Let me break down what I'm seeing. XRP's whole narrative right now is becoming the infrastructure layer for regulated financial institutions wanting tokenized assets. The team has been quietly building out compliance features - access control, identity verification, privacy tools - and a lot of it's either live or rolling out by end of Q3. The proof point? Real-world assets on the XRP Ledger hit $461M back in late February, which was up 35% in just a month. That's actually meaningful adoption, not just hype.
The thing that could really move the needle though is if they launch confidential transactions as planned this year. That unlocks a whole category of institutional capital that can't have their positions broadcast everywhere. If that happens and institutions actually start parking significant value on-chain, you're looking at serious price appreciation potential.
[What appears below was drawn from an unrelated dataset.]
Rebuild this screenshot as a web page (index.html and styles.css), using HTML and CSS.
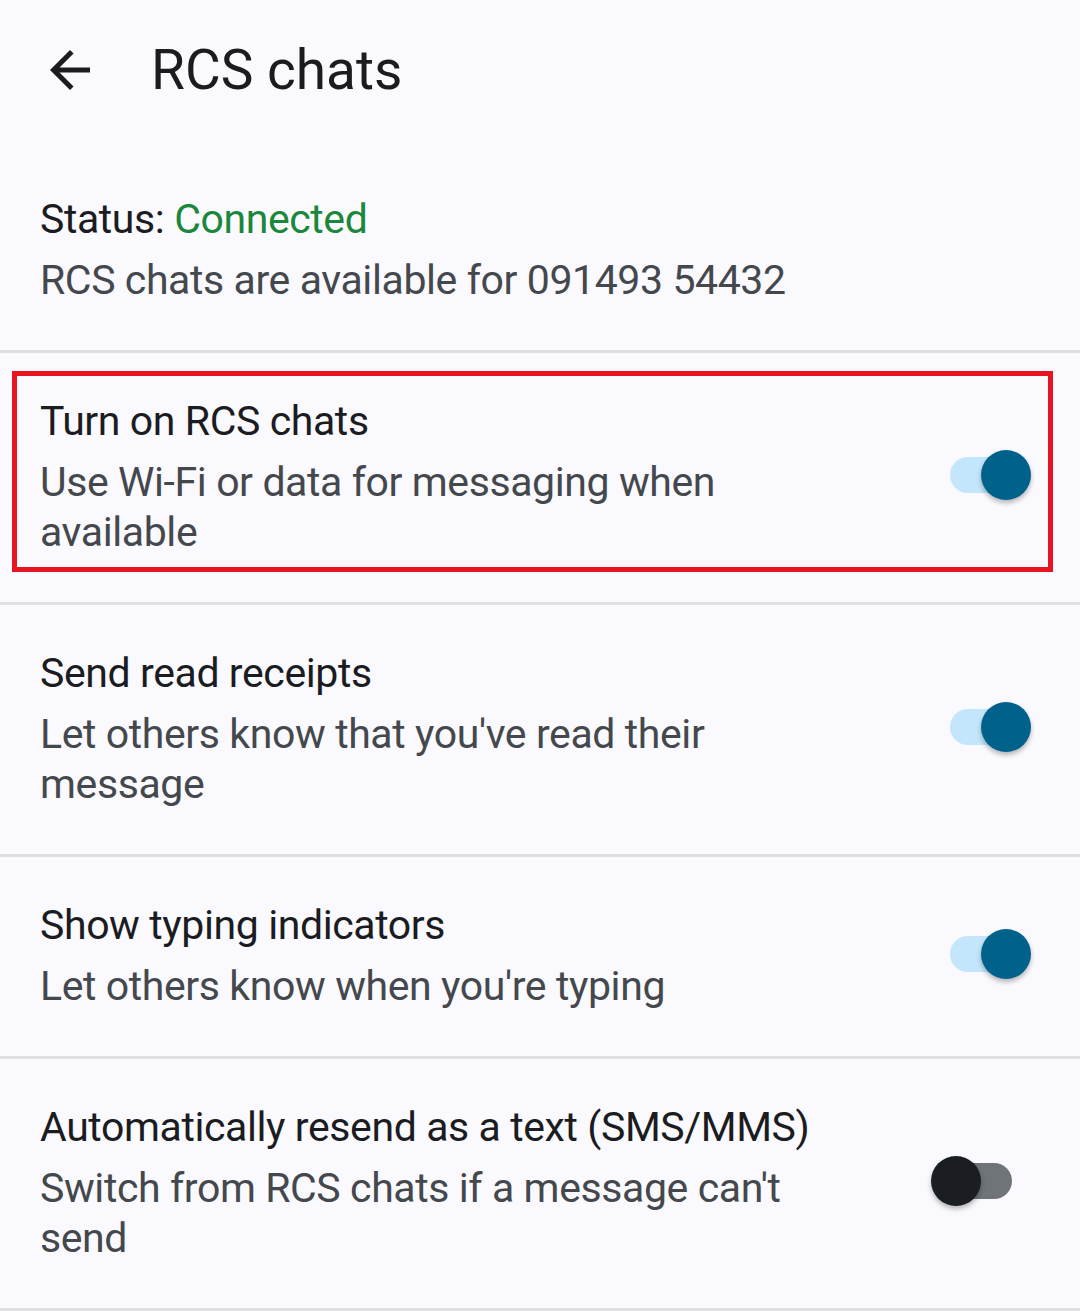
FILE: index.html
```html
<!DOCTYPE html>
<html lang="en">
<head>
<meta charset="utf-8">
<title>RCS chats</title>
<link rel="stylesheet" href="styles.css">
</head>
<body>
<div class="screen">
  <header class="topbar">
    <svg class="back" viewBox="0 0 24 24" width="60" height="60" aria-hidden="true">
      <path d="M20 11H7.83l5.59-5.59L12 4l-8 8 8 8 1.41-1.41L7.83 13H20v-2z" fill="#1b1c1f"/>
    </svg>
    <h1 class="title">RCS chats</h1>
  </header>

  <section class="status">
    <div class="line-title">Status: <span class="ok">Connected</span></div>
    <div class="line-sub">RCS chats are available for 091493 54432</div>
  </section>

  <div class="row highlighted">
    <div class="text">
      <div class="line-title">Turn on RCS chats</div>
      <div class="line-sub">Use Wi-Fi or data for messaging when available</div>
    </div>
    <div class="switch on"><span class="thumb"></span></div>
    <div class="mark"></div>
  </div>

  <div class="row">
    <div class="text">
      <div class="line-title">Send read receipts</div>
      <div class="line-sub">Let others know that you've read their message</div>
    </div>
    <div class="switch on"><span class="thumb"></span></div>
  </div>

  <div class="row">
    <div class="text">
      <div class="line-title">Show typing indicators</div>
      <div class="line-sub">Let others know when you're typing</div>
    </div>
    <div class="switch on"><span class="thumb"></span></div>
  </div>

  <div class="row">
    <div class="text">
      <div class="line-title">Automatically resend as a text (SMS/MMS)</div>
      <div class="line-sub">Switch from RCS chats if a message can't send</div>
    </div>
    <div class="switch off"><span class="thumb"></span></div>
  </div>
</div>
</body>
</html>
```

FILE: styles.css
```css
html, body {
  margin: 0;
  padding: 0;
  background: #f9f9fe;
}

body {
  font-family: Roboto, "Noto Sans", "Liberation Sans", sans-serif;
  color: #1b1c1f;
}

.screen {
  width: 1080px;
  height: 1311px;
  overflow: hidden;
}

.topbar {
  height: 140px;
  display: flex;
  align-items: center;
  padding-left: 40px;
}

.back {
  display: block;
  flex: none;
}

.title {
  margin: 0 0 0 51px;
  font-size: 55px;
  font-weight: 400;
  line-height: 60px;
  color: #1b1c1f;
}

.status {
  padding: 51px 41px 45px 40px;
  border-bottom: 3px solid #dfdfe3;
}

.line-title {
  font-size: 41px;
  letter-spacing: -0.4px;
  line-height: 56px;
  color: #1b1c1f;
  margin-bottom: 8px;
  white-space: nowrap;
}

.line-sub {
  font-size: 41px;
  letter-spacing: -0.4px;
  line-height: 50px;
  color: #44484c;
}

.ok {
  color: #1a873a;
}

.row {
  position: relative;
  display: flex;
  align-items: center;
  padding: 40px 68px 45px 40px;
  border-bottom: 3px solid #dfdfe3;
}

.text {
  width: 820px;
  flex: none;
}

.switch {
  position: relative;
  width: 62px;
  height: 36px;
  border-radius: 18px;
  margin-left: auto;
  flex: none;
}

.switch.on {
  background: #c4e6fc;
}

.switch.off {
  background: #6f7479;
}

.thumb {
  position: absolute;
  top: 50%;
  width: 50px;
  height: 50px;
  margin-top: -25px;
  border-radius: 50%;
  box-shadow: 0 3px 5px rgba(0, 0, 0, 0.28);
}

.switch.on .thumb {
  left: 31px;
  background: #00628a;
}

.switch.off .thumb {
  left: -19px;
  background: #1a1d21;
}

.mark {
  position: absolute;
  left: 12px;
  top: 18px;
  right: 27px;
  bottom: 30px;
  border: 5px solid #e8141f;
  pointer-events: none;
}
```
But here's the catch - none of these features guarantee adoption by themselves. And even if they do attract capital, you need a LOT of activity flowing through the network to meaningfully move the coin price. That's the real dependency.
Ethereum's situation is different. It's already got massive network effects working in its favor - $53B in total value locked, $158B in stablecoins living on the chain. The scaling roadmap is actually shipping with measurable results. Better throughput plus lower transaction costs makes it more attractive for capital management, which drives more usage, which burns more ETH. That's a pretty clean flywheel.
What's interesting is the emerging layer of on-chain AI agents. These autonomous systems are rolling out on Ethereum right now thanks to new standards. If that actually becomes a real economic class - and honestly it might - transaction volume will naturally concentrate where liquidity already exists. Ethereum's got the strongest position there by far.
Looking at current prices, ETH is sitting around $2.28K and XRP's at $1.39. Both have different risk-reward profiles. Ethereum's scaling trajectory feels more concrete to me right now. XRP could still outperform if institutional onboarding accelerates, but that's dependent on adoption timelines that historically move slower than crypto typically expects.
If I had to pick one for a three-year hold with $1k, Ethereum has the edge because you've got measurable scaling progress happening and the AI agent angle is genuinely novel. That said, XRP isn't a bad bet if you believe in the institutional tokenization thesis - it's just riskier because there are more variables you can't control.
Neither is a guaranteed win, but both are legitimate cryptocurrency plays with real catalysts. The question is which narrative you believe more strongly in over the next few years.